Lead can cause serious health problems if too much enters your body from drinking water or other sources. It can cause damage to the brain and kidneys, and can interfere with the production of red blood cells that carry oxygen to all parts of your body. The greatest risk of lead exposure is to infants, young children, and pregnant women. Scientists have linked the effects of lead on the brain with lowered intelligence quotient (IQ) in children.
Adults with kidney problems and high blood pressure can be affected by low levels of lead more than healthy adults. Additionally, lead is stored in the bones, and it can be released later in life. During pregnancy, the child can receive lead from the mother's bones, which may affect brain development.

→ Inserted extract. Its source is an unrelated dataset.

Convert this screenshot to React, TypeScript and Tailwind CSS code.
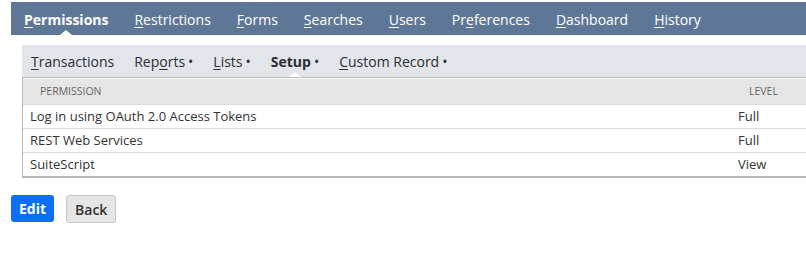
const tabs = [
  { pre: "", u: "P", post: "ermissions", active: true },
  { pre: "", u: "R", post: "estrictions" },
  { pre: "", u: "F", post: "orms" },
  { pre: "", u: "S", post: "earches" },
  { pre: "", u: "U", post: "sers" },
  { pre: "Pr", u: "e", post: "ferences" },
  { pre: "", u: "D", post: "ashboard" },
  { pre: "", u: "H", post: "istory" },
]

const subtabs = [
  { pre: "", u: "T", post: "ransactions", dot: false },
  { pre: "Rep", u: "o", post: "rts", dot: true },
  { pre: "", u: "L", post: "ists", dot: true },
  { pre: "Setup", u: "", post: "", dot: true, active: true },
  { pre: "", u: "C", post: "ustom Record", dot: true },
]

const rows = [
  { name: "Log in using OAuth 2.0 Access Tokens", level: "Full" },
  { name: "REST Web Services", level: "Full" },
  { name: "SuiteScript", level: "View" },
]

export default function App() {
  return (
    <div className="w-[806px] h-[257px] bg-white pt-[2px] text-[#222] font-['Open_Sans',sans-serif]">
      <div className="ml-[11px] h-[33px] bg-[#5f7797] flex items-center pl-[13px] gap-[26px]">
        {tabs.map((t) => (
          <div key={t.u + t.post} className={"relative h-full flex items-center pt-[1px] text-[14px] text-white " + (t.active ? "font-bold" : "")}>
            <span>
              {t.pre}
              <span className="underline underline-offset-2">{t.u}</span>
              {t.post}
            </span>
            {t.active && (
              <span className="absolute bottom-0 left-1/2 -translate-x-1/2 w-0 h-0 border-l-[6px] border-r-[6px] border-b-[5px] border-l-transparent border-r-transparent border-b-white" />
            )}
          </div>
        ))}
      </div>

      <div className="ml-[22px] mt-[10px]">
        <div className="h-[32px] bg-[#e2e5ea] flex items-center pl-[9px] gap-[20px]">
          {subtabs.map((t) => (
            <div key={t.pre + t.post} className={"relative h-full flex items-center text-[14px] text-[#2b2f33] " + (t.active ? "font-bold" : "")}>
              <span>
                {t.pre}
                {t.u && <span className="underline underline-offset-2">{t.u}</span>}
                {t.post}
                {t.dot && <span className="font-normal ml-[3px]">•</span>}
              </span>
              {t.active && (
                <span className="absolute bottom-0 left-[18px] w-0 h-0 border-l-[6px] border-r-[6px] border-b-[5px] border-l-transparent border-r-transparent border-b-white" />
              )}
            </div>
          ))}
        </div>

        <div className="border border-[#b8b8b8] border-r-0 border-b-[2px] bg-white pt-[1px]">
          <div className="h-[25px] bg-[#e5e5e5] flex items-center text-[10.5px] text-[#666] uppercase">
            <div className="flex-1 pl-[17px]">Permission</div>
            <div className="w-[57px]">Level</div>
          </div>
          {rows.map((r) => (
            <div key={r.name} className="h-[24px] flex items-center border-t border-[#dcdcdc] text-[13px] text-[#333]">
              <div className="flex-1 pl-[7px]">{r.name}</div>
              <div className="w-[68px]">{r.level}</div>
            </div>
          ))}
        </div>
      </div>

      <div className="flex gap-[12px] ml-[11px] mt-[17px]">
        <button className="h-[27px] px-[8px] rounded-[3px] bg-[#0b6ff7] text-white text-[14px] font-bold">Edit</button>
        <button className="h-[28px] px-[8px] rounded-[3px] bg-[#e5e5e5] border border-[#c8c8c8] text-[#333] text-[14px] font-semibold">Back</button>
      </div>
    </div>
  )
}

Lead is a common metal found in the environment. Sources of exposure are lead-based paint, household dust, soil, and some plumbing materials, including certain types of faucets. It is important to understand that the water source (MWRA reservoirs) and the water mains that distribute your water are lead-free. However, lead can get into tap water through a lead service line (the pipe that connects your home to the main in the street), lead solder typically used in plumbing prior to 1986, and some brass fixtures. The corrosion or wearing away of these lead-based materials can add lead to your tap water, particularly if water sits for a long time in the pipes before use.
A service line is the pipe that connects your house to the water main in the street. Some service lines that run from older homes (usually those built before 1940) to the utility water main are made from lead. Over time, many of these older service lines have been replaced, but your home could still have one.